■ **Collected material**
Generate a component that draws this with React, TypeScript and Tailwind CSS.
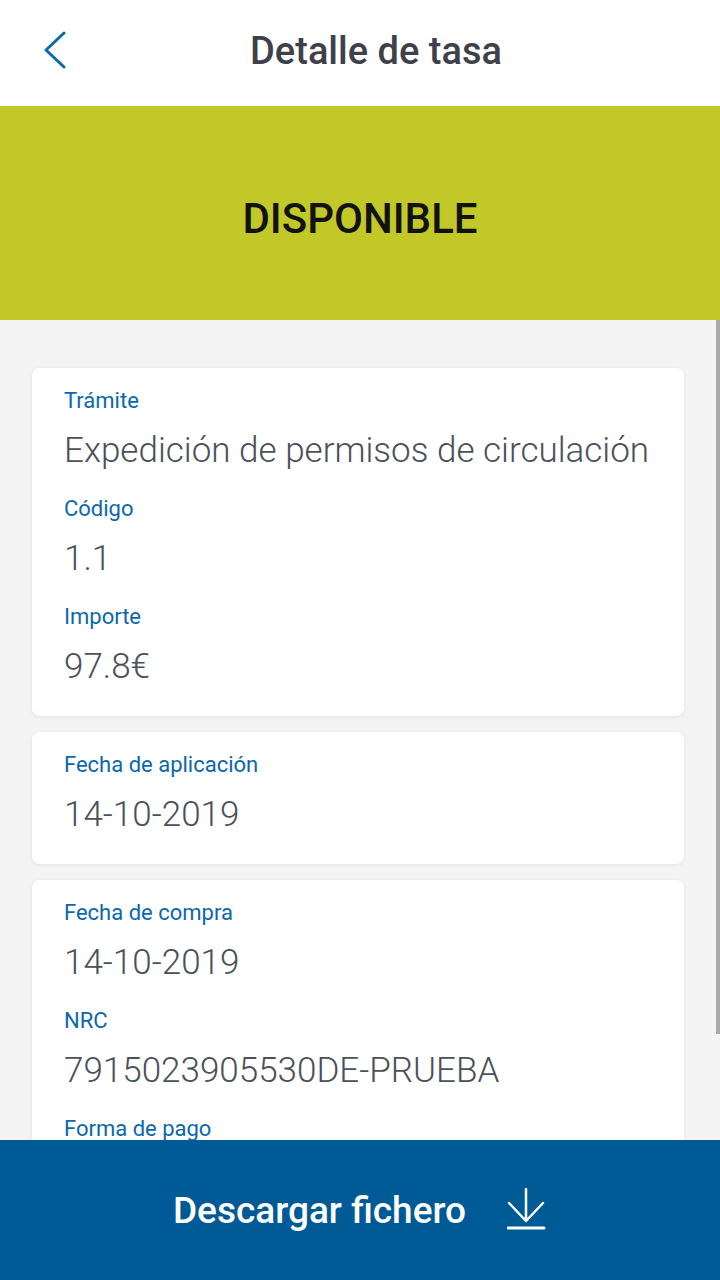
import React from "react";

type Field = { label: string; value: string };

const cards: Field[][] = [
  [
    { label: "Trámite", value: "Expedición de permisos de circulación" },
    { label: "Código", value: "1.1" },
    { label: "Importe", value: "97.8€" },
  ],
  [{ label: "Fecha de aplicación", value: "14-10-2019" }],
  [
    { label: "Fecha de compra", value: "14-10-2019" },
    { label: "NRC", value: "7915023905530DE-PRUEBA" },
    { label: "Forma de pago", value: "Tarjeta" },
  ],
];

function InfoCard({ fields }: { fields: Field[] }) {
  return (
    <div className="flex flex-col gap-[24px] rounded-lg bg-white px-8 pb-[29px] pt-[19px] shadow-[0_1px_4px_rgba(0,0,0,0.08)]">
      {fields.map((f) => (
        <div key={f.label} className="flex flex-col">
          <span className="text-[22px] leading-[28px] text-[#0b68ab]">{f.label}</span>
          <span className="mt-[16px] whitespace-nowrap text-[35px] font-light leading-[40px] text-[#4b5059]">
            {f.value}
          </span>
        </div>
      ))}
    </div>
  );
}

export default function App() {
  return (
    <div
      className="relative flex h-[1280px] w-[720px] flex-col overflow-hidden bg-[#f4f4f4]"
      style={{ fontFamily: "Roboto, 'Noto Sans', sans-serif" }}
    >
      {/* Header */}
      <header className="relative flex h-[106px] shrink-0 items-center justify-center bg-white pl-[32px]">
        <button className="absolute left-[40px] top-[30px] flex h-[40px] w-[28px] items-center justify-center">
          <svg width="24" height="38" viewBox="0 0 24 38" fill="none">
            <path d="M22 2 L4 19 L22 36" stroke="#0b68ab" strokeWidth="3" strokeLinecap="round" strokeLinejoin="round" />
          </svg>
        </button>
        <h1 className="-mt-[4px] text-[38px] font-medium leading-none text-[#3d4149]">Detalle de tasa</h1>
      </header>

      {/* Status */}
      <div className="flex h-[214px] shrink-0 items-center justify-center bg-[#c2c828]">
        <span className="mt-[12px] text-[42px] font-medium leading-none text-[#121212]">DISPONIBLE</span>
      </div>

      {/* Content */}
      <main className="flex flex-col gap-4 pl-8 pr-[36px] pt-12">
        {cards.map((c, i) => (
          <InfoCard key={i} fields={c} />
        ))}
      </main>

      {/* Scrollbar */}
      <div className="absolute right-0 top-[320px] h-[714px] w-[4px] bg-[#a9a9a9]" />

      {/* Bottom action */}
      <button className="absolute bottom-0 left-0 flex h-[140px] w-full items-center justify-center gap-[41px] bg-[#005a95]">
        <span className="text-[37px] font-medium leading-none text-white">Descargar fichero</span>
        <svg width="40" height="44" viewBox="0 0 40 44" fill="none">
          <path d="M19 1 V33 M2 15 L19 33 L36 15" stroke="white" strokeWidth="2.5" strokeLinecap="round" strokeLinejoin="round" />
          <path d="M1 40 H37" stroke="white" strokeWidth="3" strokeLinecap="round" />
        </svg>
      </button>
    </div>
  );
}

■ **Required work**
Pictures are excluded: retype only the lines from the beginning of the listing above through the line with "string; value: string", both included.

■ **Finished answer**
Generate a component that draws this with React, TypeScript and Tailwind CSS.
import React from "react";

type Field = { label: string; value: string };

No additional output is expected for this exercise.